- Poster
- Directed by: Ban-Yee Yeo
- Written by: Ni Kuang
- Starring: William Berger; Donal O'Brien; Jason Pai Piao; Winnie Pei Nei;
- Release date: 1973;
- Countries: Italy; Hong Kong;

= Kung Fu Brothers in the Wild West =

1973 Italian-Hong Kong film by Ban-Yee Yeo

Kung Fu Brothers in the Wild West (original title in Cantonese: 龍虎征西), also known as Man from Golden City, is a 1973 Kung fu Spaghetti Western film directed by Ban-Yee Yeo and written by Ni Kuang. Co-produced by Italy and Hong Kong, the film stars William Berger, Donal O'Brien, Jason Pai Piao, and Winnie Pei Nei. It revolves around a Chinese kung fu master who confronts a gang of ruffians in the American Wild West.

== Plot ==
Chen and Dough, two Chinese brothers, who are Kung fu fighters, compete to decide who will be the master of their school.
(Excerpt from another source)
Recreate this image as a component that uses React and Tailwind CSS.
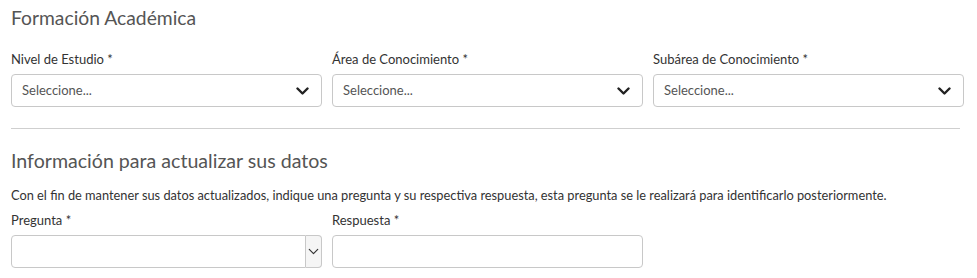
// Formación académica + datos de seguridad (form section)
const FONT = { fontFamily: "Lato, 'Open Sans', sans-serif" };

function Chevron({ thin = false }) {
	return (
		<svg
			width={thin ? 11 : 13}
			height={thin ? 7 : 8}
			viewBox="0 0 13 8"
			fill="none"
			stroke={thin ? "#333" : "#222"}
			strokeWidth={thin ? 1.4 : 2.4}
			strokeLinecap="round"
			strokeLinejoin="round"
		>
			<polyline points="1.5,1.5 6.5,6.5 11.5,1.5" />
		</svg>
	);
}

function Field({ label, children }) {
	return (
		<div className="flex flex-col">
			<label className="text-[13px] leading-[18px] text-[#333]">{label}</label>
			<div className="mt-[6px]">{children}</div>
		</div>
	);
}

function SelectBox({ placeholder = "Seleccione..." }) {
	return (
		<div className="flex h-[33px] w-full items-center justify-between rounded-[4px] border border-[#c8c8c8] bg-white pl-[10px] pr-[12px]">
			<span className="text-[13px] text-[#555]">{placeholder}</span>
			<Chevron />
		</div>
	);
}

function NativeSelect() {
	return (
		<div className="flex h-[33px] w-full">
			<div className="flex-1 rounded-l-[4px] border border-[#c8c8c8] bg-white" />
			<div className="flex w-[16px] items-center justify-center rounded-r-[4px] border border-l-0 border-[#c8c8c8] bg-[#f5f5f5]">
				<Chevron thin />
			</div>
		</div>
	);
}

export default function App() {
	return (
		<div className="h-[278px] w-[977px] bg-white" style={FONT}>
			<div className="w-[960px] pl-[11px] pt-[6px]">
				<h2 className="text-[19.3px] leading-[24px] text-[#555]">Formación Académica</h2>

				<div className="mt-[20px] grid grid-cols-[311px_311px_311px] gap-x-[10px]">
					<Field label="Nivel de Estudio *">
						<SelectBox />
					</Field>
					<Field label="Área de Conocimiento *">
						<SelectBox />
					</Field>
					<Field label="Subárea de Conocimiento *">
						<SelectBox />
					</Field>
				</div>

				<hr className="mt-[21px] border-t border-[#cfcfcf]" />

				<h2 className="mt-[20px] text-[19.6px] leading-[24px] text-[#555]">
					Información para actualizar sus datos
				</h2>
				<p className="mt-[14px] text-[12.8px] leading-[16px] text-[#333]">
					Con el fin de mantener sus datos actualizados, indique una pregunta y su respectiva respuesta, esta pregunta se le realizará para identificarlo posteriormente.
				</p>

				<div className="mt-[8px] grid grid-cols-[311px_311px] gap-x-[10px]">
					<Field label="Pregunta *">
						<NativeSelect />
					</Field>
					<Field label="Respuesta *">
						<input
							type="text"
							className="h-[33px] w-full rounded-[4px] border border-[#c8c8c8] bg-white px-[10px] text-[13px] outline-none"
						/>
					</Field>
				</div>
			</div>
		</div>
	);
}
Dough runs away to America. After a few years, Chen finds him in a small town in the West, where both fight against a gang of ruffians.

== Cast ==
- William Berger as Steve
- Donal O'Brien as Don
- Jason Pai Piao as Chen
- Winnie Pei Nei as Ling
- Thompson Kao as King Dragon
- Rosemarie Lindt as Elaine
- Tang Chin Ho as Dough

== Production ==
The film was filmed in Italy. The soundtrack was composed by Franco Bracardi.

== Release ==
The film was distributed internationally in France, Italy, West Germany and the United Kingdom, among others.

== Reception ==
A retrospective very mixed review states that "It might be the only Spaghetti Western in which coins are turned into weapons.